Хаял пропал.
Сложно было поверить мутным воспоминаниям, которые мне оставило воспаленное сознание, но не увидев слугу ни на следующий день, ни на другой и ни через седмицу, я поняла — мне не почудилось.
Ворон легко и без сожалений покарал своего слугу, лишив жизни. Было ли мне жаль? Нет. Мне было… никак. Холодно и пусто, словно эти часы в ледяной камере выморозили все живое и сочувственное.
Хаял оступился, за что и получил свое наказание. На этом все. Точка.
Нужно просто запомнить: Ворон не прощает. Запомнить и никогда не забывать.
— Как ваше самочувствие, дорогая супруга?
Нарушив благоговейную тишину, Ворон помог мне подойти к каменной перегородке и отступил, заводя крепкие руки за широкую спину. Дышит мне в затылок, знает и чувствует, что путь отхода у меня лишь один — броситься вниз, легко наклонившись и расслабив и без того бессильное тело.
— Все… приходит в норму.
— Именно поэтому вы упали около дверей моей спальни?
— Если я нарушила ваш покой, приношу свои извинения. Обещаю, более подобного не повторится.
— Никогда не нарушишь мой покой? — уточнил он.
— Никогда больше не подойду к вашей спальне.
Боги! Альба, заткнись! Закрой свой рот!
— Все еще кусаешься, — мягко, урча словно огромный зверь, Ворон встал ближе, вдавливая мою спину в свою грудь и заставляя впиться пальцами в снег, лежащий на камнях. — Я думал, ты утратила зубы в связи с болезнью.

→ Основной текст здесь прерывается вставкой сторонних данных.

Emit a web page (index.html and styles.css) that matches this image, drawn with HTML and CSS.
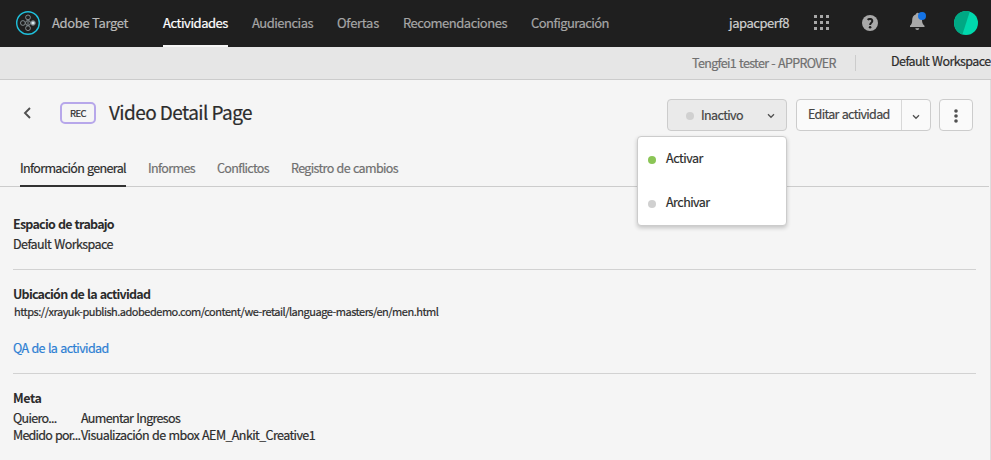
FILE: index.html
```
<!DOCTYPE html>
<html lang="es">
<head>
<meta charset="utf-8">
<title>Adobe Target</title>
<link rel="stylesheet" href="styles.css">
</head>
<body>
<header class="topbar">
  <svg class="logo" viewBox="0 0 24 24" fill="none"><circle cx="12" cy="12" r="11.3" stroke="#1fc0dc" stroke-width="1.4"/><g stroke="#8b969b" stroke-width=".9"><circle cx="12" cy="6.4" r="2.4"/><circle cx="12" cy="17.2" r="2.4"/><circle cx="6.9" cy="12" r="2.4"/><circle cx="17" cy="12" r="2.3"/><path d="M12 8.800v6M9.100 11.200c1.400 0 2-.8 2-2.200M9.100 12.800c1.400 0 2 .8 2 2.200M14.900 11.200c-1.400 0-2-.8-2-2.200M14.900 12.800c-1.400 0-2 .8-2 2.200"/></g><circle cx="17" cy="12" r="1.8" fill="#d8e8ef"/></svg>
  <span class="brand">Adobe Target</span>
  <nav class="nav"><a class="n1 active">Actividades</a><a class="n2">Audiencias</a><a class="n3">Ofertas</a><a class="n4">Recomendaciones</a><a class="n5">Configuración</a></nav>
  <span class="org">japacperf8</span>
  <svg class="apps" viewBox="0 0 15 15" fill="#a8a8a8"><path d="M0 0h3v3H0zM6 0h3v3H6zM12 0h3v3h-3zM0 6h3v3H0zM6 6h3v3H6zM12 6h3v3h-3zM0 12h3v3H0zM6 12h3v3H6zM12 12h3v3h-3z"/></svg>
  <svg class="help" viewBox="0 0 16 16"><circle cx="8" cy="8" r="8" fill="#a8a8a8"/><path d="M5.700 4.800C6.800 3.500 10.300 3.600 10.300 6.100C10.300 7.800 8.100 7.800 8.100 9.900" fill="none" stroke="#1f1f1f" stroke-width="2"/><circle cx="8.1" cy="12.2" r="1.3" fill="#1f1f1f"/></svg>
  <svg class="bell" viewBox="0 0 17 19"><path d="M7 2.200a1.500 1.500 0 0 1 3-.1C12.700 3 13 5.400 13 8c0 3.200 1 4.300 2.500 5.700V15H1v-1.300C2.500 12.300 3.200 11.200 3.200 8 3.200 5.400 4.200 3 7 2.200zM6.300 16.200h4a2 1.800 0 0 1-4 0z" fill="#a8a8a8"/><circle cx="13" cy="4" r="4" fill="#1473e6"/></svg>
  <svg class="avatar" viewBox="0 0 24 24"><circle cx="12" cy="12" r="12" fill="#00d8ad"/><path d="M15.800 .6A12 12 0 1 0 8.400 23.450z" fill="#00a884"/></svg>
</header>
<div class="subbar"><span class="tester">Tengfei1 tester - APPROVER</span><i class="divider"></i><span class="workspace">Default Workspace</span></div>
<main class="page">
  <div class="heading">
    <svg class="back" viewBox="0 0 8 12"><path d="M7 1L2 6l5 5" fill="none" stroke="#505050" stroke-width="1.900"/></svg>
    <span class="badge"><span class="rec">REC</span></span>
    <h1><span class="title">Video Detail Page</span></h1>
    <div class="actions">
      <div class="status">
        <button class="btn inactive"><i class="dot"></i><span class="t-in">Inactivo</span><svg class="chev" viewBox="0 0 8 6"><path d="M1 1.300l3 3 3-3" fill="none" stroke="#505050" stroke-width="1.300"/></svg></button>
        <div class="menu"><div class="item"><i class="dot green"></i><span class="t-act">Activar</span></div><div class="item"><i class="dot"></i><span class="t-arc">Archivar</span></div></div>
      </div>
      <div class="btn split"><span class="edit"><span class="t-edit">Editar actividad</span></span><span class="more"><svg class="chev" viewBox="0 0 8 6"><path d="M1 1.300l3 3 3-3" fill="none" stroke="#505050" stroke-width="1.300"/></svg></span></div>
      <button class="btn dots"><svg viewBox="0 0 4 14" fill="#505050"><circle cx="2" cy="2" r="1.800"/><circle cx="2" cy="7" r="1.800"/><circle cx="2" cy="12" r="1.800"/></svg></button>
    </div>
  </div>
  <div class="tabs"><a class="b1 on">Información general</a><a class="b2">Informes</a><a class="b3">Conflictos</a><a class="b4">Registro de cambios</a></div>
  <section class="s1"><h2 class="h-esp">Espacio de trabajo</h2><p><span class="v-ws">Default Workspace</span></p></section>
  <section class="s2"><h2 class="h-ubi">Ubicación de la actividad</h2><p class="url"><span class="v-url">https://xrayuk-publish.adobedemo.com/content/we-retail/language-masters/en/men.html</span></p><a class="qa">QA de la actividad</a></section>
  <section class="s3"><h2 class="h-meta">Meta</h2><dl><dt><span class="m1">Quiero...</span></dt><dd><span class="m2">Aumentar Ingresos</span></dd><dt><span class="m3">Medido por...</span></dt><dd><span class="m4">Visualización de mbox AEM_Ankit_Creative1</span></dd></dl></section>
</main>
</body>
</html>
```
FILE: styles.css
```
* { box-sizing: border-box; }
body { margin: 0; width: 991px; height: 460px; overflow: hidden; background: #f5f5f5; color: #2c2c2c; font: 12.5px/20px "Noto Sans CJK SC", sans-serif; white-space: nowrap; -webkit-text-stroke: .2px currentColor; }
h1, h2, p, dl, dd { margin: 0; }
i, svg { display: block; flex: none; }
.topbar { display: flex; align-items: center; height: 47px; padding-left: 16px; background: #1f1f1f; color: #a6a6a6; font-size: 13px; }
.logo { width: 24px; height: 24px; margin-bottom: 1px; }
.brand { width: 76px; margin: 0 35px 1px 12px; color: #b9b9b9; letter-spacing: -.33px; }
.nav { display: flex; gap: 24px; height: 47px; }
.nav a { height: 47px; padding-top: 13px; }
.nav .active { color: #fff; border-bottom: 2px solid #f5f5f5; }
.n1 { width: 65px; letter-spacing: -.45px; }
.n2 { width: 61px; letter-spacing: -.5px; }
.n3 { width: 42px; letter-spacing: -.29px; }
.n4 { width: 104px; letter-spacing: -.49px; }
.n5 { width: 78px; letter-spacing: -.55px; }
.org { width: 60px; margin: 0 25px 1px 120px; color: #d0d0d0; letter-spacing: -.45px; }
.apps { width: 15px; height: 15px; margin: 0 33px 2px 0; }
.help { width: 16px; height: 16px; margin: 0 31px 1px 0; }
.bell { width: 17px; height: 19px; margin: 0 28px 4px 0; }
.avatar { width: 24px; height: 24px; margin-bottom: 1px; }
.subbar { display: flex; height: 33px; background: #e6e6e6; border-bottom: 1px solid #ccc; padding-left: 692px; }
.tester { width: 144px; padding-top: 6px; color: #707070; letter-spacing: -.66px; word-spacing: .8px; }
.divider { width: 1px; height: 16px; margin: 8px 35px 0 19px; background: #ccc; }
.workspace { padding-top: 4px; letter-spacing: -.57px; word-spacing: .6px; }
.page { height: 380px; border-right: 1px solid #ddd; }
.heading { display: flex; height: 71px; padding-left: 23px; }
.back { width: 8px; height: 12px; margin: 27px 29px 0 0; }
.badge { width: 36px; height: 22px; margin: 22px 13px 0 0; border: 2px solid #b7a7ea; border-radius: 5px; text-align: center; font-size: 9.5px; line-height: 18px; }
.rec { letter-spacing: -.5px; }
h1 { width: 558px; font-size: 19px; line-height: 28px; font-weight: 400; padding-top: 18px; letter-spacing: -.57px; }
.actions { display: flex; gap: 8px; padding-top: 19px; }
.status { position: relative; margin-right: 1px; }
.btn { display: flex; height: 32px; margin: 0; border: 1px solid #ccc; border-radius: 4px; background: #fafafa; font: inherit; color: #444; }
.inactive { width: 120px; padding: 5px 0 0 18px; background: #eaeaea; }
.dot { width: 8px; height: 8px; border-radius: 50%; background: #d0d0d0; }
.inactive .dot { margin: 7px 7px 0 0; }
.t-in { width: 43px; margin-right: 23px; text-align: left; letter-spacing: -.6px; }
.chev { width: 8px; height: 6px; }
.inactive .chev { margin-top: 8px; }
.split { width: 135px; }
.edit { width: 105px; padding: 4px 0 0 11px; border-right: 1px solid #d8d8d8; }
.t-edit { letter-spacing: -.66px; word-spacing: .8px; }
.more { padding: 14px 0 0 10px; }
.dots { width: 34px; padding: 9px 0 0 14px; }
.dots svg { width: 4px; height: 14px; }
.menu { position: absolute; z-index: 2; top: 37px; right: 0; width: 150px; height: 90px; background: #fff; border: 1px solid #ccc; border-radius: 4px; box-shadow: 0 2px 4px rgba(0,0,0,.2); padding: 11px 0 0 10px; color: #2c2c2c; }
.item { display: flex; height: 44px; }
.item .dot { margin: 8px 10px 0 0; }
.dot.green { background: #8bc556; }
.t-act { letter-spacing: -.44px; }
.t-arc { letter-spacing: -.52px; }
.tabs { display: flex; gap: 22px; height: 36px; margin-right: 1px; padding-left: 20px; border-bottom: 1px solid #ccc; color: #707070; }
.tabs a { height: 36px; padding-top: 7px; }
.tabs .on { color: #2c2c2c; border-bottom: 2px solid #323232; }
.b1 { width: 106px; letter-spacing: -.65px; word-spacing: .8px; }
.b2 { width: 47px; letter-spacing: -.63px; }
.b3 { width: 52px; letter-spacing: -.65px; }
.b4 { letter-spacing: -.63px; word-spacing: .8px; }
h2 { font-size: 12.5px; line-height: 20px; font-weight: 700; letter-spacing: -.76px; word-spacing: .8px; -webkit-text-stroke: 0; }
.h-meta { letter-spacing: -.45px; }
section { margin: 0 14px 0 13px; }
.s1 { padding-top: 27px; height: 83px; border-bottom: 1px solid #d2d2d2; }
.s2 { padding-top: 14px; height: 104px; border-bottom: 1px solid #d2d2d2; }
.s3 { padding-top: 14px; }
.v-ws { letter-spacing: -.57px; word-spacing: .8px; }
.url { font-size: 11px; line-height: 14px; padding: 0 0 2px 1px; letter-spacing: -.49px; }
.qa { display: block; margin-top: 18px; color: #2d7fd3; letter-spacing: -.62px; word-spacing: .8px; }
dl { display: grid; grid-template-columns: 68px auto; line-height: 17px; padding-top: 1px; }
.m1 { letter-spacing: -.7px; }
.m2 { letter-spacing: -.66px; word-spacing: .8px; }
.m3 { letter-spacing: -.75px; word-spacing: .8px; }
.m4 { letter-spacing: -.59px; word-spacing: .8px; }
```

— Я почти здорова, господин.
— Не неси чепухи, Тарн. Больше лжи меня бесит только белая ложь и завышенная храбрость, равняемая с глупостью.
— Сортэн. Я Альба Сортэн.
— Я прогнал тебя.
— А я не ушла.
— Глупая птичка, — прошептал мужчина, мягким, едва уловимым движением стягивая с моей головы глубокий капюшон. — Маленькая глупая птичка. Мне не хватало твоего острого язычка.